Friend of mine has a vrs tdi which seems to have a few issues. The car idles high quite often (circa 1000rpm) and lacks power in the rev range (Almost hits a brick wall at 4000 rpm). I assume the high idle may be something to do with the DPF doing a regen as it doesn't always idle this high. However, it seems to be a very regular occurrence now. The car also makes a rattling noise whilst this high RPM stage is happening which I am clueless as to the cause.

 

A work colleague used to have a VRS tdi and hers would run the cooling fans pretty fast when (I think)  the car was doing a regen, but they don't seem to spin up on this one at all?

 

The previous owner had the car remapped and looking at the dyno graph I'm unsure why it was allowed to leave the place as the power and torque take a massive dive at around 3800rpm until 4200 and then rise back up before finally tailing off.

 

Can anyone offer any suggestions? He's going to contact the place of tuning tomorrow to see if he can get the standard map put back on.

It's a diesel, to be frank you don't won't to be up at 4000 rpm as there is no power up there. I find changing about 3500/3800 is far as you need to go. Un like a petrol you don't won't to be ringing it's neck at the redline. As for DPF, take the car for a run at 60mph and don't come out of 4th for about 15/20 mins.

  • Author

It's a diesel, to be frank you don't won't to be up at 4000 rpm as there is no power up there. I find changing about 3500/3800 is far as you need to go. Un like a petrol you don't won't to be ringing it's neck at the redline. As for DPF, take the car for a run at 60mph and don't come out of 4th for about 15/20 mins.

 

The car intermittently runs out of power before 4k or seems to hesitate and then carry on. The dyno chart shows the massive tail off I detailed(starting around 3600 rpm), before power climbs again from a 'low' of 130hp at 4100rpm back up to 200hp again by 4500rpm?

Edited by -mike-

I would take the car to a performance garage like shark.

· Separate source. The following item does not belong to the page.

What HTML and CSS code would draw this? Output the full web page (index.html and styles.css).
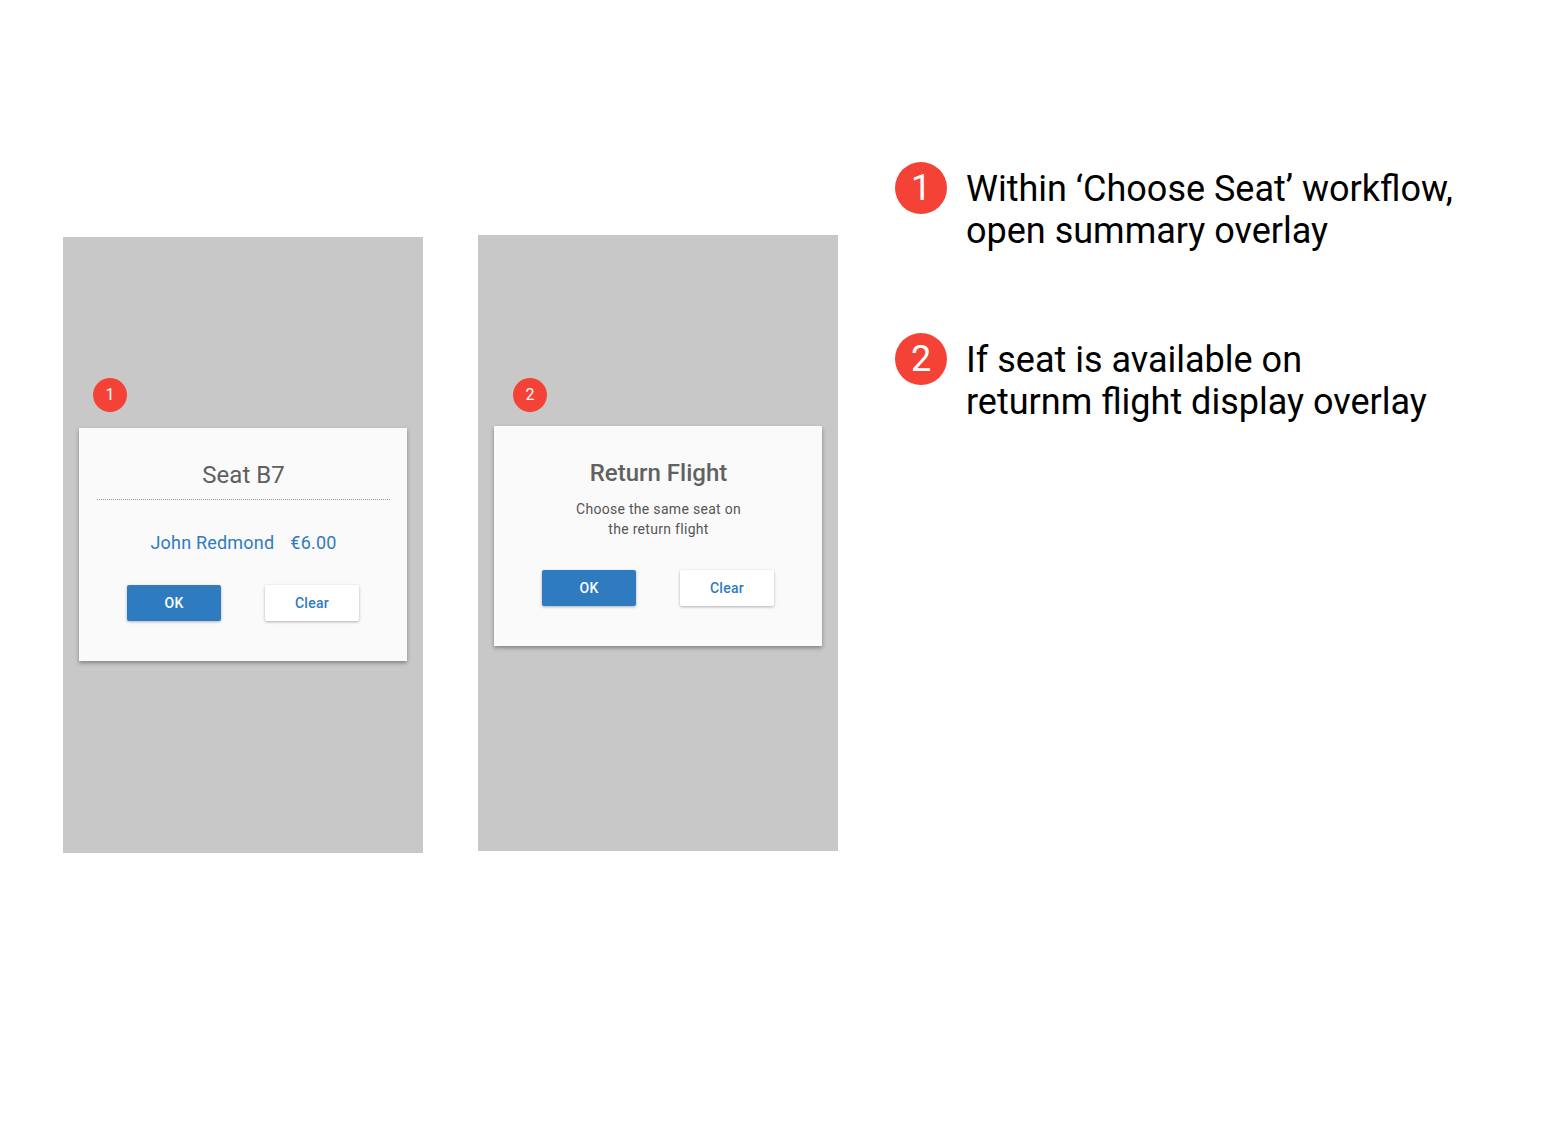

The ecu is probably pulling the fuelling back at high RPM due to high EGT readings, when mine was being mapped on a rolling road he had to tweak the map a couple of times and tone it down from the most aggressive one he tried because of this.

  • Author

The ecu is probably pulling the fuelling back at high RPM due to high EGT readings, when mine was being mapped on a rolling road he had to tweak the map a couple of times and tone it down from the most aggressive one he tried because of this.

 

I wondered this myself. The car has now thrown up a DPF light so I assume its not happy / the original is tired. Car has done 150k so its probably overdue a removal new one! The map doesn't seem all that great with boost inconsistencies all over the rev range. Some acceleration runs it'll make decent boost low down, while others it won't make anything pretty much until 2500 rpm.

Could be possible, if the car is trying to regen it will be purposely putting more fuel in to hit the high temps needed to do the regen, but then if you give it some shoe the temps will be going too high causing the car to pull the fuelling back to try and bring them back down.

I mean that's just me making a bit of a guess but it certainly sounds like one of those pain in the arse things to find otherwise :S

  • Author

Thought I'd update this :

 

He got the map removed, but got them to leave the EGR delete part there as Skoda advised EGR valve noisy when the previous owner took it in to be serviced. This in itself seems to be a massive problem which I'll get to in a minute -

 

Couple of days later the DPF light came on, and even with VCDS we couldn't get it to do a standing regen despite all the values being within acceptable limits. Plugged the EGR valve back in (which the mappers had left disconnected) and the car managed to complete a standing regen. From what I've read on darkside the EGR should not be deleted while the DPF is still present (physically and in the map) so I'm assuming this may be a big issue? However, post leaving the EGR valve connected the car drove with no acceleration at all - no boost looking at vcds logs. Once the connecter was removed again the car drove better than it ever has since he's owned it. This in itself may be a problem as I believe the EGR wants to see some sort of reading from the EGR to allow a regen to happen.

 

If anyone can offer any advice that'd be great - I just told him to take it to someone who knows what they are doing with regards to maps (perhaps darkside or shark?)